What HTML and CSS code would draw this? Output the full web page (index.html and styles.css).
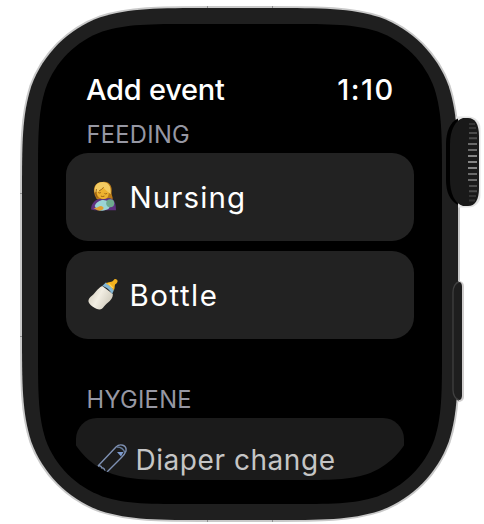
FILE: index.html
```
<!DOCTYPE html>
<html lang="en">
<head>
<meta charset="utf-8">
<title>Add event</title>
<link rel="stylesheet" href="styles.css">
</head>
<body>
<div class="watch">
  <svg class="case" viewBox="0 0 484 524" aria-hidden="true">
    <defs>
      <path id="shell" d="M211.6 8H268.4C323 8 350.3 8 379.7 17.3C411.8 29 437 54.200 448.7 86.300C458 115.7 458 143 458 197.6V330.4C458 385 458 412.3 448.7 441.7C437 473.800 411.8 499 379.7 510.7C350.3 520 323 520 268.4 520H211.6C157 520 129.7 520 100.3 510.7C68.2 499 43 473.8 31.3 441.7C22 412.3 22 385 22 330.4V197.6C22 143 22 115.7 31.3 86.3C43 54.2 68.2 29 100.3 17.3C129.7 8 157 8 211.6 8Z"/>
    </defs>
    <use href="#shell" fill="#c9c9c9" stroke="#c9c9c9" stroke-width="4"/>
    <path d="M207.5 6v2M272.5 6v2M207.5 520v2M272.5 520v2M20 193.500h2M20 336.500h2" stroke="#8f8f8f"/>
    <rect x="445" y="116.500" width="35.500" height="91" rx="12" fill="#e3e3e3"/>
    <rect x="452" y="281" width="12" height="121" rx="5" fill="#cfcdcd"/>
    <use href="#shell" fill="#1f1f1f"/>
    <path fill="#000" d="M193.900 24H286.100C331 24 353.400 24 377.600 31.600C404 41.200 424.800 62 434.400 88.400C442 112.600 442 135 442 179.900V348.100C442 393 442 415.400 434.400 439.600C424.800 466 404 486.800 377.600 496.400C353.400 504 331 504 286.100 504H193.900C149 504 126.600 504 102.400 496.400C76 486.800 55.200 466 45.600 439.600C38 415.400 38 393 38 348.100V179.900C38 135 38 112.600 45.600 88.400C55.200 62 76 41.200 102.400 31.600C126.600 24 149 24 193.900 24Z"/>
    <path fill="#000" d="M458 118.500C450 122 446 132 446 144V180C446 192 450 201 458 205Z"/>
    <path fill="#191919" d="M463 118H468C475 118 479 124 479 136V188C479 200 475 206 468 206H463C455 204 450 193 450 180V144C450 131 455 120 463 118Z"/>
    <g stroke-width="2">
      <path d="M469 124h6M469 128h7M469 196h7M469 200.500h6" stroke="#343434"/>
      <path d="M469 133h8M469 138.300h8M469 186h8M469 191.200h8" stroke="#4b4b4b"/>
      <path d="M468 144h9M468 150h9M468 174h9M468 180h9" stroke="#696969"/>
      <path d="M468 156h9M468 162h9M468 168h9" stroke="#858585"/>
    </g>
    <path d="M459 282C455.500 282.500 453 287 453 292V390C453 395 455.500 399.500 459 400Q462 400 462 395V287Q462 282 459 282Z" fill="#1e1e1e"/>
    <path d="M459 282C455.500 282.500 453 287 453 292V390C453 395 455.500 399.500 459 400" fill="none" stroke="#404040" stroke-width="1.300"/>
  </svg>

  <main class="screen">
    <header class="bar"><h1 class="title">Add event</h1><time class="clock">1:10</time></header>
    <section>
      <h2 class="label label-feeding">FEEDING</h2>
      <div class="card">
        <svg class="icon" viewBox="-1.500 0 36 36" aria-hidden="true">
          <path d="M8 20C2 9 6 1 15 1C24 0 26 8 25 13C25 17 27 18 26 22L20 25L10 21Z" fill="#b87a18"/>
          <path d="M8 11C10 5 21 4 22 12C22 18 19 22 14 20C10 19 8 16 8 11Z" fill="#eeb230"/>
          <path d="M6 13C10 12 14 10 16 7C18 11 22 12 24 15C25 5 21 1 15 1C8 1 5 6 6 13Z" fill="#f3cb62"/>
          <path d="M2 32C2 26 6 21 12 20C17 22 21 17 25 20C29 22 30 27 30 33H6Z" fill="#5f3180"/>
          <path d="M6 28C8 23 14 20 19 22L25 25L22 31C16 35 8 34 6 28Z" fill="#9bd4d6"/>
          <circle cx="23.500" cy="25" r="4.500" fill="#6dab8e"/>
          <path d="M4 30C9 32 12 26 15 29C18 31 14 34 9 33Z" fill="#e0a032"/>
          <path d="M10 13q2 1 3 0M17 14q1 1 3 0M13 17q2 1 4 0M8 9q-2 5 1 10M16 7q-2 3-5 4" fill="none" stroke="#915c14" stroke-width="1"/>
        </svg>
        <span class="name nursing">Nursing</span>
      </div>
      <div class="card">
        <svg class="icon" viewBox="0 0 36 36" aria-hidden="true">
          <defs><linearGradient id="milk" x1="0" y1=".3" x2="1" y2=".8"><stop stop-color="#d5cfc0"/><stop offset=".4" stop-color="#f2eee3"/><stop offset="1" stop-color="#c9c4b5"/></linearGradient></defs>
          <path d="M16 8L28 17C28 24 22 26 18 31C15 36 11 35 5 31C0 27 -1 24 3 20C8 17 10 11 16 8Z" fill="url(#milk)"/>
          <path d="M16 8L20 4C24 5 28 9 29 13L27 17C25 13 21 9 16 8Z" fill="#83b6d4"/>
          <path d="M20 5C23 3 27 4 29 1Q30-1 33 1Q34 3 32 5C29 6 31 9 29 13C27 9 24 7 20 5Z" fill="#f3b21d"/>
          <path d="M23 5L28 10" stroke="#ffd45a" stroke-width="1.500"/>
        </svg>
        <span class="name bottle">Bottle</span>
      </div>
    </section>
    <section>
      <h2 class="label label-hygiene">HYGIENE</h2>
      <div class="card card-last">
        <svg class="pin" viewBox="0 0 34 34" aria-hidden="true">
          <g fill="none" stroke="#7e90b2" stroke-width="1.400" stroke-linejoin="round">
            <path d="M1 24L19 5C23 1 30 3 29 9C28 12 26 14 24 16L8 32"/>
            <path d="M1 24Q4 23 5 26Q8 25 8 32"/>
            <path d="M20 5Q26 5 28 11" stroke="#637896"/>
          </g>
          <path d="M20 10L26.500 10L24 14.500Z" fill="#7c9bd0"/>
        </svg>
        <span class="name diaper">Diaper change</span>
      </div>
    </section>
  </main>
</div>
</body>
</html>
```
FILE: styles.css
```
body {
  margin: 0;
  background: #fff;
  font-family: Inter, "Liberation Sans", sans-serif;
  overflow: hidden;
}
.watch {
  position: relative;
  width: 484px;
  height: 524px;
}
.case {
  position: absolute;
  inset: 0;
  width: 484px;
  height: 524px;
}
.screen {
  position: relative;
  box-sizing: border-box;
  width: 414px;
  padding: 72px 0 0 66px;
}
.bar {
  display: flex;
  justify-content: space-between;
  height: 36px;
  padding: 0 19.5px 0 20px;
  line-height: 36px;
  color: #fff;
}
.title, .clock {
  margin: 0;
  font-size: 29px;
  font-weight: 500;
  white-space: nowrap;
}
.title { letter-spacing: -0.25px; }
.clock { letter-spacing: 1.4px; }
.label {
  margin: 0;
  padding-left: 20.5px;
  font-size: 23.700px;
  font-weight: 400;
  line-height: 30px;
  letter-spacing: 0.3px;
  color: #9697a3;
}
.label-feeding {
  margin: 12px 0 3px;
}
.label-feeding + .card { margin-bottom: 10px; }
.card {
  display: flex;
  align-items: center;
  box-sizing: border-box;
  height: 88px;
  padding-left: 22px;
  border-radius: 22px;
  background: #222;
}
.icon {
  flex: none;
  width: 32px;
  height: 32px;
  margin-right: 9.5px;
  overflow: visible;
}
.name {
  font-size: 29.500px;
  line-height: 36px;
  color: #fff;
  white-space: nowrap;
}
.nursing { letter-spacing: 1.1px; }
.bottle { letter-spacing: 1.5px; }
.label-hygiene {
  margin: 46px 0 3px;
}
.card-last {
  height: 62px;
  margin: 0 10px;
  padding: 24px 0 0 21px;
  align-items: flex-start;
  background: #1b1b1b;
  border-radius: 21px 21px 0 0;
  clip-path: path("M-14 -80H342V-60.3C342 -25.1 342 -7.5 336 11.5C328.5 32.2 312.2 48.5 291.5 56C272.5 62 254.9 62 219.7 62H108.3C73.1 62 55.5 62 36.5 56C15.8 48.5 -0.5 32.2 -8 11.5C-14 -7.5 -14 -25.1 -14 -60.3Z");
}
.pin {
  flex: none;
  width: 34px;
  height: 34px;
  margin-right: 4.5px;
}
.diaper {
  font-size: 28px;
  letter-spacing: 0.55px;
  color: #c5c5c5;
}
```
⁂
_Given task_:
Work out how many lines above have the string "styles" in them, and give only the number.

_Full output_:
3